Жесткие допросы продолжались с утра до ночи в течение целой недели, и я тоже изнемог. Унтер-офицер секретной полиции порой кричал даже на меня, потому что в запале уже не разбирал, кто из нас заключенный. Подозреваемый выглядел слабым и больным, однако упрямо от всего открещивался… Унтер-офицер побил его палкой. Я не мог на это смотреть и советовал ему признаться, чтобы прекратить дальнейшие психические и физические мучения. Он в ответ улыбался. Наконец полицейский применил обычную пытку. Сначала его отвели к бочке… Потом его левую руку завернули за спину и привязали веревкой, а сломанную правую руку оставили спереди. Бедолагу положили навзничь, рот и нос прикрыли тряпкой. На лицо стали лить воду. Мокрая ткань забивалась в рот и нос. Он силился дышать, разевал рот, чтобы вдохнуть воздух. Ему в рот залили воду. Я видел, как вздулся его живот. От зрелища сильных мук заключенного я едва не потерял голову. Я боялся, что его убьют на моих глазах. Взяв пленного за сломанное запястье, я решил проверить пульс. До сих пор помню, какое испытал облегчение, нащупав необычно здоровый пульс.
Когда заключенный закричал «мама! мама!», я пробормотал про себя: «Мама, знаешь ли ты, что сейчас происходит с твоим сыном?» При воспоминании об этой ужасной сцене меня охватывает дрожь.
Нагасэ делает паузу, чтобы покритиковать Императорский рескрипт, многословную клятву верности, которую все рекруты обязаны были заучивать наизусть, и лежавшую в ее основе тираническую систему абсолютного подчинения, которая предусматривала ответственность семьи за проступки солдата. Этой системе он противопоставляет принцип уважения фундаментальных прав человека, на котором — по его мнению — зиждется западное мышление.

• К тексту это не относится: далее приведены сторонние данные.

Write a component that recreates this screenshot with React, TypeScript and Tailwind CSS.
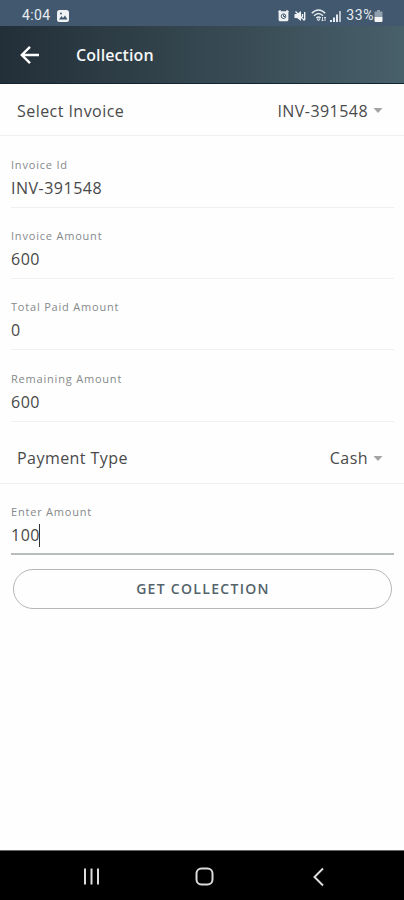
import React from 'react';

const FIELDS = [
  { label: 'Invoice Id', value: 'INV-391548', cls: 'h-[72px] pt-[21px]' },
  { label: 'Invoice Amount', value: '600', cls: 'h-[71px] pt-[20px]' },
  { label: 'Total Paid Amount', value: '0', cls: 'h-[71px] pt-[20px]' },
  { label: 'Remaining Amount', value: '600', cls: 'h-[72px] pt-[21px]' },
];

interface FieldProps {
  label: string;
  value: string;
  className: string;
  focused?: boolean;
}

function Field({ label, value, className, focused }: FieldProps) {
  return (
    <div className={`ml-[11px] mr-[10px] ${className}`}>
      <p className="text-[11px] leading-4 tracking-[0.8px] text-[#85898b]">{label}</p>
      <div className="mt-[4px] flex h-[22px] items-center text-[16px] tracking-[0.5px] text-[#484848]">
        <span>{value}</span>
        {focused && <span className="-ml-px h-[23px] w-px bg-[#333]" />}
      </div>
    </div>
  );
}

function SelectRow({ label, value, className }: { label: string; value: string; className: string }) {
  return (
    <div className={`flex items-center justify-between border-b border-[#f0f0f0] pl-[17px] pr-[21px] text-base tracking-[0.45px] text-[#4a4a4a] ${className}`}>
      <span>{label}</span>
      <span className="flex items-center gap-[5px]">
        <span>{value}</span>
        <svg width="10" height="5" viewBox="0 0 10 5" fill="#a4a4a4"><path d="M.5 0h9L5 5z" /></svg>
      </span>
    </div>
  );
}

function StatusBar() {
  return (
    <div className="flex h-[26px] items-center bg-[#41586e] pl-[22px] pr-[21px] pt-[5px] font-[Roboto] text-[14px] text-[#e8edf1]">
      <span className="tracking-[0.4px]">4:04</span>
      <svg className="ml-[6px]" width="12" height="12" viewBox="0 0 12 12">
        <rect width="12" height="12" rx="2.5" fill="#eef2f5" />
        <path d="M2 9.5 4.5 6 6 8l2-2.5 2.5 4z" fill="#41586e" />
        <circle cx="4" cy="3.6" r="1" fill="#41586e" />
      </svg>
      <div className="ml-auto flex items-center">
        <svg width="11" height="12" viewBox="0 0 11 12" fill="none">
          <path d="M.5 2 2.7.5M10.5 2 8.3.5" stroke="#eef2f5" strokeWidth="1.6" />
          <rect x=".6" y="1.3" width="9.8" height="10" rx="1.5" fill="#eef2f5" />
          <circle cx="5.5" cy="6.2" r="2.3" stroke="#41586e" />
          <path d="M5.5 4.7v1.8H7" stroke="#41586e" />
        </svg>
        <svg className="ml-[5px]" width="12" height="12" viewBox="0 0 12 12" fill="none">
          <path d="M.5 4H3l4-3v10L3 8H.5z" fill="#eef2f5" />
          <path d="m1.5 1.5 9 9M8.5 4v3M10.7 2v8" stroke="#eef2f5" strokeWidth="1.4" />
        </svg>
        <svg className="ml-[5px]" width="17" height="13" viewBox="0 0 17 13" fill="none" stroke="#e4eaef" strokeWidth="1.5">
          <path d="M.8 4.200C5-.2 10-.2 14.200 4.200M3 6.700c3-3 6-3 9 0M5.300 9c1.500-1.400 3-1.400 4.400 0" />
          <path d="M6 10h3l-1.500 2zM11.500 8v4m-1-1 1 1 1-1M14 12V8m-1 1 1-1 1 1" strokeWidth=".9" />
        </svg>
        <svg className="ml-[2px]" width="12" height="12" viewBox="0 0 12 12" fill="#e4eaef">
          <path d="M0 10h2v2H0zM3 7.500h2V12H3zM6 4.500h2V12H6z" />
          <path d="M9 1h2v11H9z" opacity=".7" />
        </svg>
        <span className="ml-[4px] tracking-[0.6px]">33%</span>
        <svg width="9" height="12" viewBox="0 0 9 12">
          <path d="M3 0h3v1.500h2.500V7H.5V1.500H3z" fill="#91a0ad" />
          <path d="M.5 7h8v4a1 1 0 0 1-1 1h-6a1 1 0 0 1-1-1z" fill="#f3f5f7" />
        </svg>
      </div>
    </div>
  );
}

export default function App() {
  return (
    <div className="flex h-[900px] w-[404px] flex-col overflow-hidden bg-[#fefefe] font-['Open_Sans',sans-serif]">
      <StatusBar />

      <header className="flex h-[58px] items-center border-b border-[#142532] bg-linear-to-r from-[#232f38] via-[#354750] to-[#48606a] pl-[20px]">
        <svg width="20" height="20" viewBox="0 0 20 20" fill="none" stroke="#fff" strokeWidth="2.4">
          <path d="M19 10H2M10 1.8 1.8 10l8.2 8.2" />
        </svg>
        <h1 className="ml-[36px] text-base font-semibold tracking-[0.1px] text-[#f4f6f7]">Collection</h1>
      </header>

      <SelectRow label="Select Invoice" value="INV-391548" className="h-[52px] pt-[2px]" />

      {FIELDS.map(f => (
        <React.Fragment key={f.label}>
          <Field label={f.label} value={f.value} className={f.cls} />
          <div className="-mt-px ml-[11px] mr-[10px] h-px shrink-0 bg-[#f0f0f0]" />
        </React.Fragment>
      ))}

      <SelectRow label="Payment Type" value="Cash" className="h-[62px] pt-[11px]" />

      <Field label="Enter Amount" value="100" className="h-[69px] pt-[20px]" focused />
      <div className="ml-[11px] mr-[10px] h-[2px] bg-[#b9bcbc]" />

      <button className="ml-[13px] mr-[12px] mt-[14px] h-[40px] rounded-full border border-[#b4b8b8] pb-[2px] pl-[1px] text-[14px] font-semibold tracking-[1.3px] text-[#54636a]">
        GET COLLECTION
      </button>

      <nav className="mt-auto h-[50px] border-t border-[#666] bg-black">
        <svg width="404" height="49" viewBox="0 0 404 49" fill="none" stroke="#dcdcdc" strokeWidth="2">
          <path d="M85 17.5v16M91.5 17.5v16M98 17.5v16" />
          <rect x="196.5" y="17.5" width="16" height="16" rx="5" />
          <path d="m323 17.5-8.5 8.5 8.5 8.5" />
        </svg>
      </nav>
    </div>
  );
}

Остаток войны Нагасэ провел сначала в госпитале, где пролежал шесть месяцев, после чего был возвращен в Канбури, откуда и отправился с падре Баббом и его коллегами-офицерами на спецпоезде в поисках заброшенных захоронений. Нагасэ описывает затаенную враждебность широкоплечих англичан и австралийцев, рядом с которыми был вынужден находиться, сетует на нежелание бывших японских военнослужащих помогать ходу поисков, а также вспоминает горестные картины того, как уцелевшие ромуся
осаждают союзнических офицеров, умоляя отправить их домой. Их бедственное положение трогает Нагасэ за душу, тем более что сейчас японская армия занята перезахоронением останков военнопленных, в то время как до могил азиатских рабочих никому нет дела. «Я опасался, что такой контраст заставит людей решить, будто японцам все равно, что станет с душами ромуся». Отряд обнаруживает в джунглях бесчисленные заброшенные курганы и деревянные столбики, полузаросшие лианами. Нагасэ питает омерзение к плодовитости джунглей, мириадам сороконожек и червяков и до комизма страшится тигров, которые, как ему кажется, так и рыскают рядом с путями. Он описывает стычку с вооруженными, отчаявшимися и «дьявольски свирепыми» японскими солдатами на самом дальнем участке дороги, и вспоминает, что тамошний японский командир поначалу даже отказался отдавать честь британскому капитану, возглавлявшему поисковый отряд.